WHAT IS EXPECTED. The line holding "import React from" is the last one to output; start at the first line of the data, keep every line in between exactly, and leave out pictures.

RECORDED INFORMATION.

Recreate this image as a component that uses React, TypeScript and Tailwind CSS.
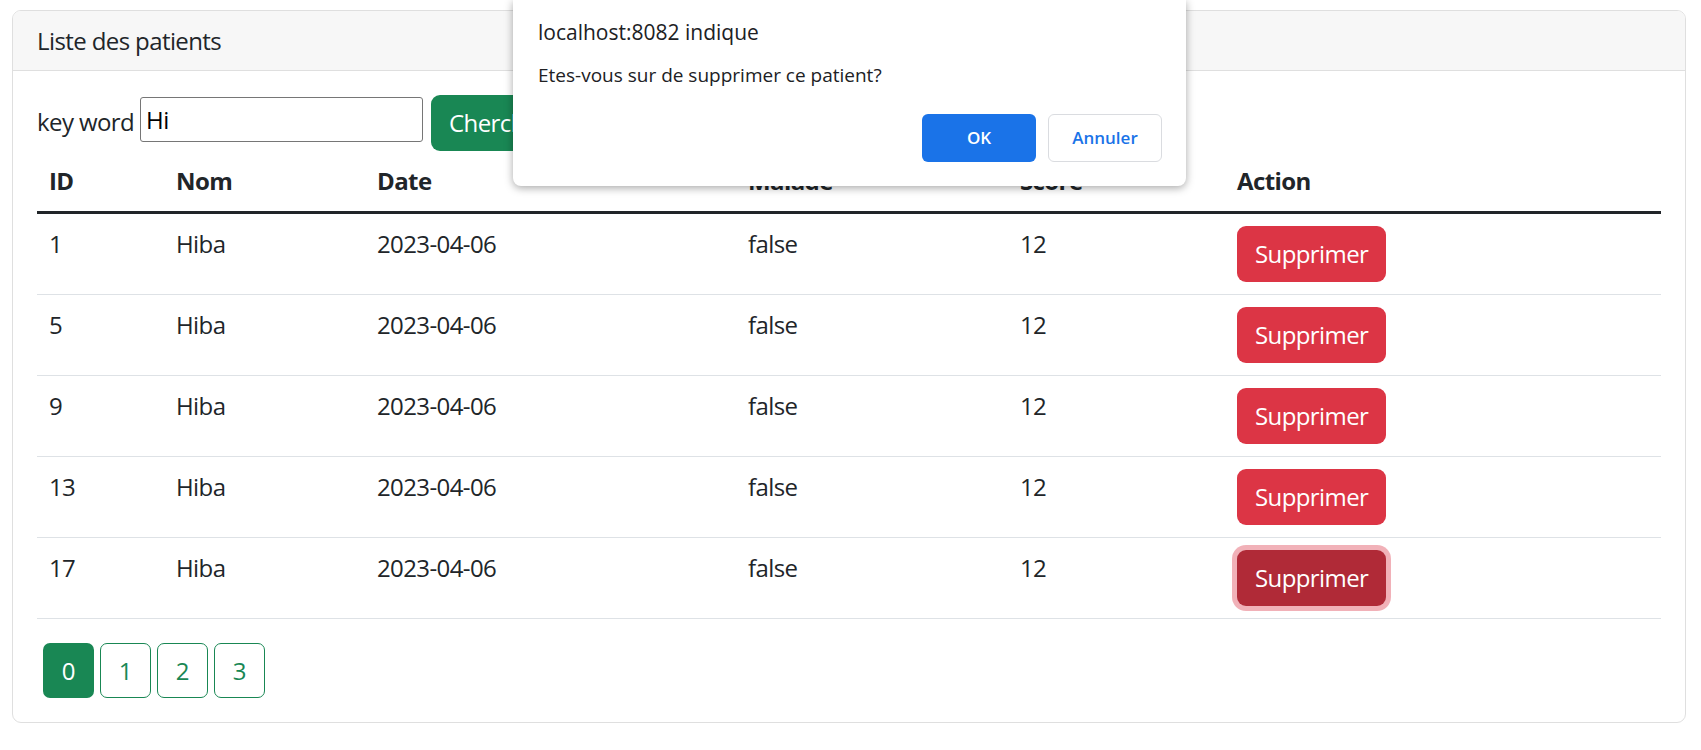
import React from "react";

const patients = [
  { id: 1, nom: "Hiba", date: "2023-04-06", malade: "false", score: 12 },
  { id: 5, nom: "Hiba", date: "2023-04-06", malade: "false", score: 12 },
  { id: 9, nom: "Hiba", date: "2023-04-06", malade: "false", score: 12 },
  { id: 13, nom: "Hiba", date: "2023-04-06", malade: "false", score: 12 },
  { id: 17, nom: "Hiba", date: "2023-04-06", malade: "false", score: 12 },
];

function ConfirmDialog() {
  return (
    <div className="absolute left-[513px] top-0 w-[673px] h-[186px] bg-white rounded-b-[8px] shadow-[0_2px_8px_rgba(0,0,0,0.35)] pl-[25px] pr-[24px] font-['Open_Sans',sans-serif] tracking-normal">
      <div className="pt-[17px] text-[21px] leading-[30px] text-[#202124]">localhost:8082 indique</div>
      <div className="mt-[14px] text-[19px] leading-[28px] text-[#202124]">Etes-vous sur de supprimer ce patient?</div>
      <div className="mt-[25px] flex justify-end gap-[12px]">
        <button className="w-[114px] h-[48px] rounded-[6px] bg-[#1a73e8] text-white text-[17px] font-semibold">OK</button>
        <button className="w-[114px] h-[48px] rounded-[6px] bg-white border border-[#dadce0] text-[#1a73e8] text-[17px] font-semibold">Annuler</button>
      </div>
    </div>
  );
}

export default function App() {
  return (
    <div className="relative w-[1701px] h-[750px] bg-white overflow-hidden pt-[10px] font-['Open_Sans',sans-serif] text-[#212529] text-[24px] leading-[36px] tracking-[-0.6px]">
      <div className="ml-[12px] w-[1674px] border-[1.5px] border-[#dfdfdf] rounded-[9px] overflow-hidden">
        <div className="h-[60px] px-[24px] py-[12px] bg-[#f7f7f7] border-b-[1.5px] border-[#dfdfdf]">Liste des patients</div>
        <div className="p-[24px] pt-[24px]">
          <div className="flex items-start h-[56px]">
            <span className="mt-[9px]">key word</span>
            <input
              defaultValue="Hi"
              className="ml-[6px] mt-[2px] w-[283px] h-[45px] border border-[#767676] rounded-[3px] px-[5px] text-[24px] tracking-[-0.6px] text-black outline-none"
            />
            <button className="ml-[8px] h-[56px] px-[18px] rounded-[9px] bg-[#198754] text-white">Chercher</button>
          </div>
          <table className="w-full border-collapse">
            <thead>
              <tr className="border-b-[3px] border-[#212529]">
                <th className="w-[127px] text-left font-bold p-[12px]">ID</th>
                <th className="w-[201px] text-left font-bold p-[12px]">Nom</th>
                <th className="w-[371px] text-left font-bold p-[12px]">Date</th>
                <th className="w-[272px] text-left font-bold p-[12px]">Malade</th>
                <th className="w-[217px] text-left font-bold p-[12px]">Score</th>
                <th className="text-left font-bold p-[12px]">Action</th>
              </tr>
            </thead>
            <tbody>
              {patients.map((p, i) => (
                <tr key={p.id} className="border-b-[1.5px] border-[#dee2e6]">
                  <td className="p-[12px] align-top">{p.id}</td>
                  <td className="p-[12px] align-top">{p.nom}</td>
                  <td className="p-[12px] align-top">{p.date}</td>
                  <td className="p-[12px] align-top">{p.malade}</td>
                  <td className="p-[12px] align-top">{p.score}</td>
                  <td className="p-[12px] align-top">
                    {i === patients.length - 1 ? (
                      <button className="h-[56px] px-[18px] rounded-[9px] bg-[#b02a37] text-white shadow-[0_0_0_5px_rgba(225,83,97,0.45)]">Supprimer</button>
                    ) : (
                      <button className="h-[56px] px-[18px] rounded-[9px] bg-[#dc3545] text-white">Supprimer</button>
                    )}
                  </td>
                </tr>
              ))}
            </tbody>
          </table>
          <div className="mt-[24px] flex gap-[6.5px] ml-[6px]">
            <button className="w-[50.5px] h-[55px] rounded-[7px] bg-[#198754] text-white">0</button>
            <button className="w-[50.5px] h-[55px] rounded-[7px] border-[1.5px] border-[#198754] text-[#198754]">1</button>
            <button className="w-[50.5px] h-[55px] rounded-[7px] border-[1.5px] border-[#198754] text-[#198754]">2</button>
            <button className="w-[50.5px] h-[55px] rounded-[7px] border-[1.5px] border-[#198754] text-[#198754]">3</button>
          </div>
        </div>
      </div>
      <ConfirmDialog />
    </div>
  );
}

FULL SOLUTION.
Recreate this image as a component that uses React, TypeScript and Tailwind CSS.
import React from "react";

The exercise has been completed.